Bij zomerfruit is de vrucht na enige dagen eetrijp. Bij herfstfruit duurt deze periode enige weken en bij bewaarfruit kan deze tijd wel enige maanden duren
Vroege appels en peren doorplukken
De vroegrijpe zomerappels zijn vaak ongeëvenaard lekker, maar kort bewaarbaar. De echte winterappels kunnen lang bewaard worden en komen vaak pas geruime tijd na de pluk op smaak.
Vroege appels en peren zijn niet goed te bewaren, doorplukken is bij dit fruit dan ook het devies.
Ga daarvoor elke twee tot drie dagen even door de boom om de rijpste vruchten te plukken. Je kunt dan wekenlang van deze vruchten smullen.
Pluk de vruchten wel op het juiste moment. Houd er rekening mee dat de wespen en vogels er vaak eerder bij zijn dan u, nog voordat u aan plukken hebt gedacht.
Plukschort
Zelf maak ik gebruik van een zogenaamde plukschort, een soort grote zak die om je heen gebonden wordt, zodat je niet voor iedere handvol fruit de ladder op en af hoeft.
Een plukschort moet je wel heel voorzichtig leegmaken, anders komen er stootplekken op het fruit en kun je ze niet goed bewaren.
Plukzak op houten steel
De hoger gelegen vruchten kunnen goed geplukt worden met een uit één sterke gegalvaniseerde draad gemaakte plukker voor fruit. Het afneembaar zakje is goed voor circa 4 appels, peren of ander fruit. Met houten steel van 2m lengte. De plukhulp is eigenlijk alleen te gebruiken bij goed rijp fruit dat makkelijk loslaat.
Een andere methode is een plasticbuis, even het fruit aantikken en de vrucht glijdt door de buis naar beneden.
Plukken om schade te voorkomen:
Om vogel- en wespenschade te voorkomen, overweeg dan om sommige van de vruchten onrijp te plukken. Bij sommige fruitsoorten mag het fruit iets onrijp geplukt worden. Niet alle fruitsoorten mogen onrijp afgeplukt worden, want dat is nadelig voor de kleur en smaak.
Te vroeg geplukt fruit heeft onvoldoende of geen rode kleur, blijft smaakloos, rimpelt snel en de vruchtsteel is gebroken of ontbreekt.
Sommige fruitsoorten o.a. pruimen en kersen worden wel mals bij het rijpen, maar hun typische (lekkere) smaak en aroma krijgen ze niet meer bij onrijp plukken.

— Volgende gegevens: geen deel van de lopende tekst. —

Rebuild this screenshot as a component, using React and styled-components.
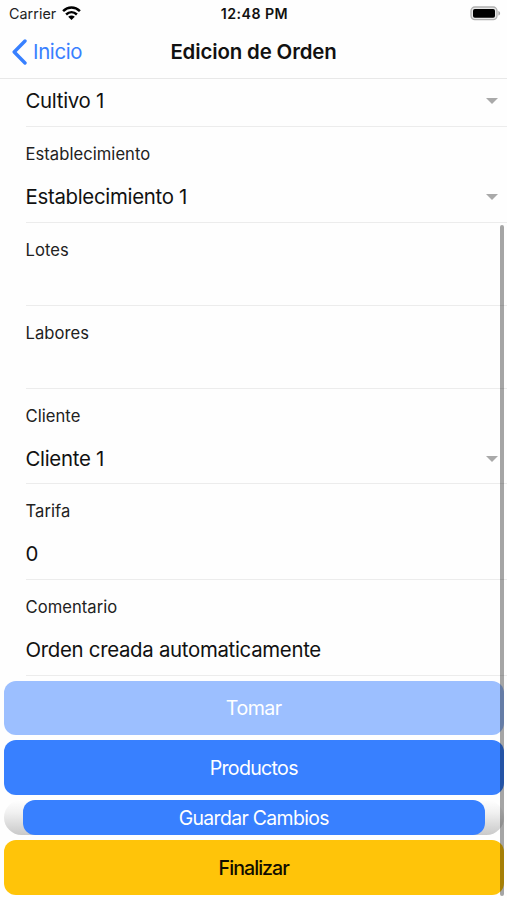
import styled, { createGlobalStyle } from "styled-components";

const fields = [
    { label: "Establecimiento", value: "Establecimiento 1", select: true },
    { label: "Lotes" },
    { label: "Labores" },
    { label: "Cliente", value: "Cliente 1", select: true },
    { label: "Tarifa", value: "0" },
    { label: "Comentario", value: "Orden creada automaticamente" },
];

const Caret = () => (
    <CaretIcon viewBox="0 0 12 6">
        <path d="M0 0h12L6 6z" fill="#a9a9a9" />
    </CaretIcon>
);

const App = () => {

    return (
        <>
            <GlobalStyle />
            <Screen>
                <StatusBar>
                    <Carrier>
                        <span>Carrier</span>
                        <svg width="19" height="15" viewBox="0 0 19 15" fill="none" stroke="#000" strokeWidth="2.5">
                            <path d="M1.1 5.2C6 .4 13 .4 17.9 5.2" />
                            <path d="M4.1 8.5c3.2-3 7.6-3 10.8 0" />
                            <path d="M6.2 10.8c2-1.7 4.6-1.7 6.6 0L9.5 14z" fill="#000" stroke="none" />
                        </svg>
                    </Carrier>
                    <Clock>12:48 PM</Clock>
                    <Battery>
                        <svg width="31" height="15" viewBox="0 0 31 15">
                            <rect x="1" y="1" width="26" height="12.6" rx="3.8" fill="#e8e8e8" stroke="#b0b0b0" strokeWidth="1.3" />
                            <rect x="3" y="3" width="22" height="8.8" rx="1.8" fill="#000" />
                            <path d="M28.4 5v4.6c1-.4 1.7-1.2 1.7-2.3s-.7-1.9-1.7-2.3z" fill="#a5a5a5" />
                        </svg>
                    </Battery>
                </StatusBar>
                <Toolbar>
                    <BackButton>
                        <svg width="15" height="26" viewBox="0 0 15 26" fill="none" stroke="#3880ff" strokeWidth="3.4" strokeLinecap="round" strokeLinejoin="round">
                            <path d="M13 2L2.2 13L13 24" />
                        </svg>
                        Inicio
                    </BackButton>
                    <Title>Edicion de Orden</Title>
                    <span />
                </Toolbar>
                <Form>
                    <FirstField>
                        <Value>Cultivo 1</Value>
                        <Caret />
                    </FirstField>
                    {fields.map((field) => (
                        <Field key={field.label} $empty={!field.value}>
                            <Label>{field.label}</Label>
                            {field.value && (
                                <ValueRow>
                                    <Value>{field.value}</Value>
                                    {field.select && <Caret />}
                                </ValueRow>
                            )}
                        </Field>
                    ))}
                </Form>
                <Buttons>
                    <ActionButton $disabled>Tomar</ActionButton>
                    <ActionButton>Productos</ActionButton>
                    <SaveButton>
                        <SaveInner>Guardar Cambios</SaveInner>
                    </SaveButton>
                    <ActionButton $warning>Finalizar</ActionButton>
                </Buttons>
                <ScrollThumb />
            </Screen>
        </>
    );
};

export default App;

const GlobalStyle = createGlobalStyle`
    * {
        box-sizing: border-box;
    }

    body {
        margin: 0;
        background: #fefefe;
        font-family: Inter, "Liberation Sans", sans-serif;
        overflow: hidden;
    }

    svg {
        display: block;
        flex-shrink: 0;
    }

    button {
        font-family: inherit;
        border: none;
        padding: 0;
    }
`

const Screen = styled.div`
    position: relative;
    display: flex;
    flex-direction: column;
    width: 507px;
    height: 900px;
    overflow: hidden;
    color: #111;
`

const StatusBar = styled.div`
    display: grid;
    grid-template-columns: 1fr auto 1fr;
    align-items: center;
    height: 27px;
    padding: 0 6px 0 9px;
`

const Carrier = styled.div`
    display: flex;
    align-items: center;
    gap: 6px;
    font-size: 14.3px;
    letter-spacing: 0.05px;
    color: #222;
`

const Clock = styled.div`
    font-size: 14.2px;
    font-weight: 600;
    letter-spacing: 0.45px;
    margin-right: 1px;
`

const Battery = styled.div`
    display: flex;
    justify-content: flex-end;
`

const Toolbar = styled.header`
    display: grid;
    grid-template-columns: 1fr auto 1fr;
    align-items: center;
    height: 52px;
    padding: 0 12px 2px;
    border-bottom: 1px solid #e8e8e8;
`

const BackButton = styled.button`
    display: flex;
    align-items: center;
    gap: 6px;
    background: none;
    color: #3880ff;
    font-size: 20.4px;
    letter-spacing: -0.35px;
`

const Title = styled.div`
    font-size: 20.4px;
    font-weight: 600;
    letter-spacing: -0.12px;
`

const Form = styled.div`
    display: flex;
    flex-direction: column;
    padding-left: 25.5px;
`

const FirstField = styled.div`
    display: flex;
    align-items: center;
    justify-content: space-between;
    height: 48px;
    padding: 0 9px 4px 0;
    border-bottom: 1px solid #ececec;
`

const Field = styled.div`
    height: ${(props) => (props.$empty ? "83px" : "95.7px")};
    padding-top: 17px;
    border-bottom: 1px solid #ececec;
`

const Label = styled.div`
    font-size: 16.6px;
    line-height: 20px;
    letter-spacing: 0.04px;
    color: #222;
`

const ValueRow = styled.div`
    display: flex;
    align-items: center;
    justify-content: space-between;
    margin-top: 20px;
    padding-right: 9px;
`

const Value = styled.div`
    font-size: 20.4px;
    line-height: 26px;
    letter-spacing: -0.3px;
    white-space: nowrap;
`

const CaretIcon = styled.svg`
    width: 12px;
    height: 6px;
`

const Buttons = styled.div`
    display: flex;
    flex-direction: column;
    gap: 5px;
    padding: 4.9px 3px 0 3.5px;
`

const ActionButton = styled.button`
    height: 54.7px;
    border-radius: 12px;
    font-size: 19.6px;
    font-weight: ${(props) => (props.$warning ? 500 : 400)};
    letter-spacing: ${(props) => (props.$warning ? "-0.95px" : props.$disabled ? "-0.5px" : "-0.7px")};
    background: ${(props) => (props.$warning ? "#ffc409" : props.$disabled ? "#9cbfff" : "#3880ff")};
    color: ${(props) => (props.$warning ? "#110d00" : "#fff")};
`

const SaveButton = styled.div`
    height: 35.4px;
    padding: 0 19.5px;
    border-radius: 18px;
    background: linear-gradient(#fff, #f1f1f1 35%, #c9c9c9);
`

const SaveInner = styled.button`
    display: block;
    width: 100%;
    height: 100%;
    border-radius: 12px;
    background: #3880ff;
    color: #fff;
    font-size: 19.4px;
    letter-spacing: -0.65px;
`

// overlay scroll indicator, sits on top of the content
const ScrollThumb = styled.div`
    position: absolute;
    top: 225px;
    right: 3.5px;
    width: 3.5px;
    height: 671px;
    border-radius: 2px;
    background: rgba(0, 0, 0, 0.35);
`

Iets onrijp geplukte fruitsoorten bevatten meer pectine en zijn bijzonder geschikt voor verwerking tot jam/confituur (o.a. kruisbessen, pruimen, appel, peer, kweepeer, perzik).
Iets onrijp geplukte (zomer)appels en (zomer)peren zijn geschikt voor verwerking tot moes.
Fruitsoorten die goed narijpen:
- abrikozen, perziken, nectarine
- appels, peren, appelperen, kweeperen, mispels
Deze vruchten mogen iets onrijp afgeplukt worden en tijdens het narijpen worden ze zoeter en smakelijk. Iets onrijp geplukte vruchten zijn (soms) langer bewaarbaar.
Fruitsoorten die niet narijpen:
- Pruimen, kersen (zoete- en zure kersen)
- Druiven
- Aardbeien
- Houtig kleinfruit: framboos, trosbessen (witte-,rode- en zwarte bessen),
- Moerbei
De vruchten worden wel zachter van structuur, maar ze worden niet zoeter bij het narijpen. Probeer deze vruchten zo snel mogelijk op te eten ofwel in te vriezen.